11. The wave-collecting device of a non-contact type thermometer as claimed in claim 10, wherein a housing is further disposed around said main body, said housing forms a line contact with said main body, and an air gap is formed at the area of said main body not in contact with said housing.

12. The wave-collecting device of a non-contact type thermometer as claimed in claim 10, wherein said main body is made of thermal absorptive material, and said sensor has good thermal contact with said main body.

13. The wave-collecting device of a non-contact type thermometer as claimed in claim 12, wherein said thermal absorptive material is selected among zinc alloy, aluminum alloy, and copper alloy.

14. The wave-collecting device of a non-contact type thermometer as claimed in claim 10, wherein said ellipsoid reflecting mirror is formed by coating metal having a low infrared emissivity.

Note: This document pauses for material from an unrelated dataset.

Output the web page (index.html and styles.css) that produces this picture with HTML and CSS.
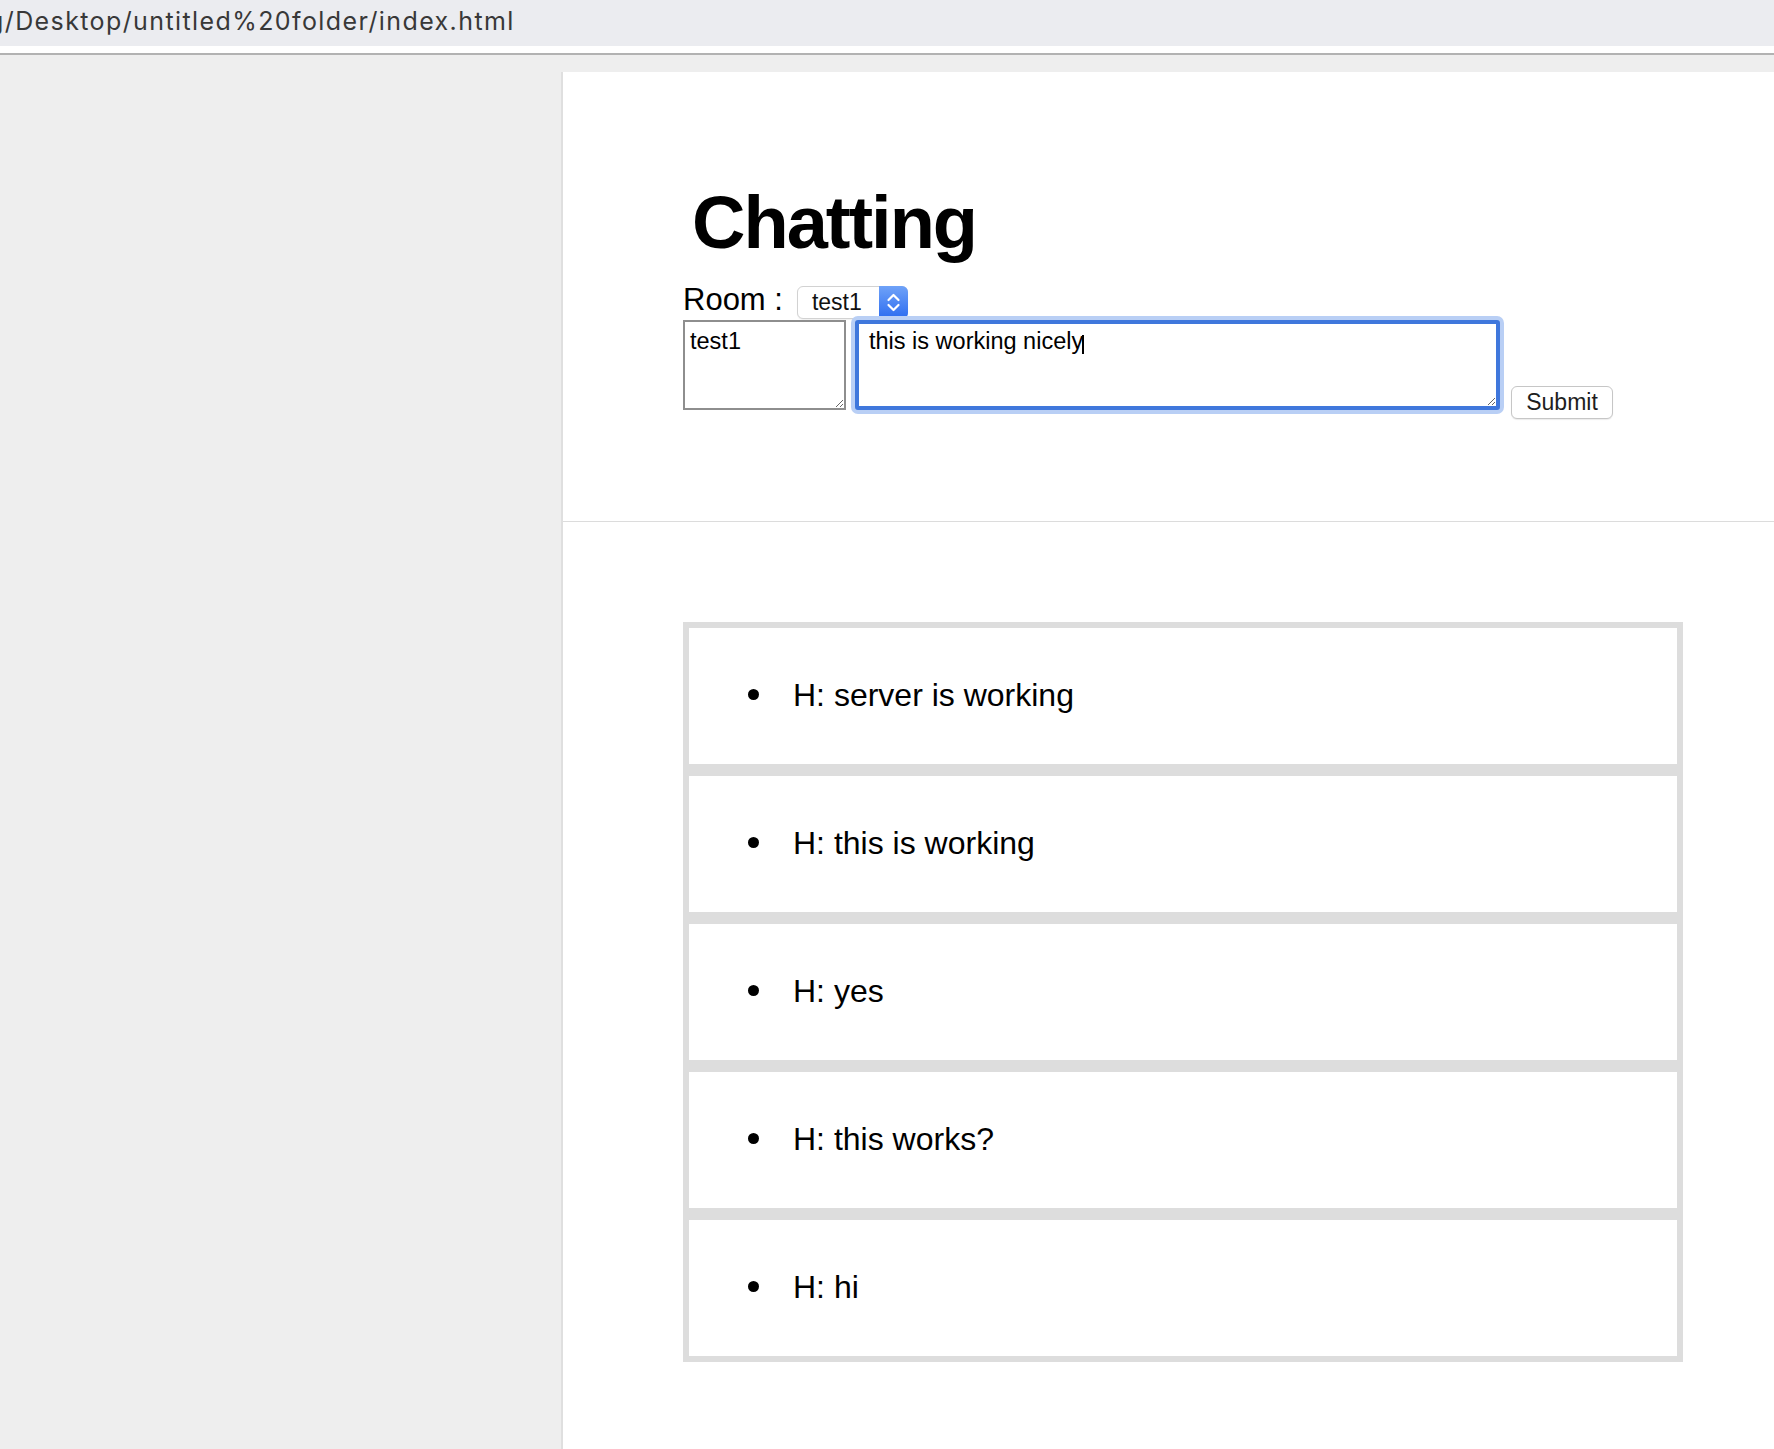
FILE: index.html
```html
<!DOCTYPE html>
<html lang="en">
<head>
<meta charset="utf-8">
<title>Chatting</title>
<link rel="stylesheet" href="styles.css">
</head>
<body>
<div class="topbar">
  <span class="url">g/Desktop/untitled%20folder/index.html</span>
</div>
<div class="viewport">
  <main class="panel">
    <header class="panel-head">
      <h1 class="title">Chatting</h1>
      <div class="room-row">
        <label class="room-label">Room :</label>
        <div class="select">
          <span class="select-value">test1</span>
          <span class="select-btn">
            <svg width="29" height="33" viewBox="0 0 29 33" aria-hidden="true">
              <polyline points="9.5,14 14.5,9 19.5,14" fill="none" stroke="#fff" stroke-width="2.2" stroke-linecap="round" stroke-linejoin="round"/>
              <polyline points="9.5,19 14.5,24 19.5,19" fill="none" stroke="#fff" stroke-width="2.2" stroke-linecap="round" stroke-linejoin="round"/>
            </svg>
          </span>
        </div>
      </div>
      <form class="compose">
        <textarea class="field field-name">test1</textarea>
        <div class="msg-wrap">
          <textarea class="field field-msg">this is working nicely</textarea>
          <span class="caret"></span>
        </div>
        <button class="submit" type="button">Submit</button>
      </form>
    </header>
    <section class="messages-area">
      <ul class="messages">
        <li class="message">H: server is working</li>
        <li class="message">H: this is working</li>
        <li class="message">H: yes</li>
        <li class="message">H: this works?</li>
        <li class="message">H: hi</li>
      </ul>
    </section>
  </main>
</div>
</body>
</html>
```
FILE: styles.css
```css
* { box-sizing: border-box; }

html, body {
  margin: 0;
  padding: 0;
}

body {
  background: #eeeeee;
  font-family: "Liberation Sans", Arial, sans-serif;
  color: #000;
  overflow: hidden;
  height: 1449px;
}

.topbar {
  height: 55px;
  background: #ffffff;
  border-bottom: 2px solid #b2b2b2;
}

.url {
  display: block;
  height: 46px;
  background: #ebecf0;
  font-family: "Inter", "Noto Sans", sans-serif;
  font-size: 25px;
  line-height: 42px;
  letter-spacing: 1.4px;
  color: #383838;
  white-space: nowrap;
  text-indent: -12px;
  overflow: hidden;
}

.viewport {
  padding: 17px 0 0 561px;
}

.panel {
  background: #ffffff;
  border-left: 2px solid #dfdfdf;
  min-height: calc(1449px - 72px);
}

.panel-head {
  padding: 114px 0 111px 120px;
  border-bottom: 1px solid #dcdcdc;
}

.title {
  margin: 0 0 0 9px;
  font-size: 74px;
  line-height: 74px;
  font-weight: bold;
  letter-spacing: -2px;
}

.room-row {
  display: flex;
  align-items: baseline;
  margin-top: 23px;
}

.room-label {
  font-size: 31px;
  line-height: 34px;
  margin-right: 14px;
}

.select {
  display: flex;
  width: 111px;
  height: 33px;
  border: 1px solid #d2d2d2;
  border-radius: 6px;
  background: #fff;
  font-size: 23px;
  line-height: 31px;
  color: #111;
  box-shadow: 0 1px 1px rgba(0,0,0,0.06);
}

.select-value {
  flex: 1;
  padding-left: 14px;
}

.select-btn {
  width: 29px;
  height: 33px;
  margin: -1px -1px -1px 0;
  border-radius: 0 6px 6px 0;
  background: linear-gradient(#6fa2f8, #2c6cf0);
  display: flex;
}

.compose {
  display: flex;
  align-items: flex-end;
  margin-top: 1px;
}

.field {
  height: 90px;
  margin: 0;
  font-family: "Liberation Sans", Arial, sans-serif;
  font-size: 23.5px;
  color: #000;
  background: #fff;
  outline: none;
}

.field-name {
  width: 163px;
  border: 2px solid #8e8e8e;
  padding: 6px 5px 4px;
}

.msg-wrap {
  position: relative;
  margin-left: 9px;
  display: flex;
}

.field-msg {
  width: 645px;
  border: 4px solid #3f77dc;
  border-radius: 3px;
  box-shadow: 0 0 0 4px #b9cff5;
  padding: 4px 10px 2px;
}

.caret {
  position: absolute;
  left: 227px;
  top: 15px;
  width: 1.5px;
  height: 19px;
  background: #000;
}

.submit {
  width: 102px;
  height: 33px;
  margin: 0 0 -9px 11px;
  padding: 0;
  border: 1px solid #c6c6c6;
  border-radius: 6px;
  background: #fff;
  box-shadow: 0 1px 1px rgba(0,0,0,0.08);
  font-family: "Liberation Sans", Arial, sans-serif;
  font-size: 23px;
  line-height: 31px;
  color: #1e1e1e;
}

.messages-area {
  padding: 100px 0 0 120px;
}

.messages {
  margin: 0;
  padding: 0;
  list-style: none;
  width: 1000px;
}

.message {
  border: 6px solid #dddddd;
  padding: 49px 0 50px 59px;
  font-size: 32px;
  line-height: 37px;
}

.message::before {
  content: "";
  display: inline-block;
  width: 11px;
  height: 11px;
  border-radius: 50%;
  background: #000;
  margin-right: 34px;
  vertical-align: 6px;
}
```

15. The wave-collecting device of a non-contact type thermometer as claimed in claim 10, wherein said ellipsoid reflecting mirror is formed by coating gold or nickel.

16. The wave-collecting device of a non-contact type thermometer as claimed in claim 10, wherein a filter is further disposed at a notch of said ellipsoid groove to close said ellipsoid groove.

17. The wave-collecting device of a non-contact type thermometer as claimed in claim 16, wherein said filter is made of material having a low infrared emissivity.

18. The wave-collecting device of a non-contact type thermometer as claimed in claim 16, wherein the material of said filter is selected among polypropylene, polyethylene, high density polyethylene, and silicon single crystal chip.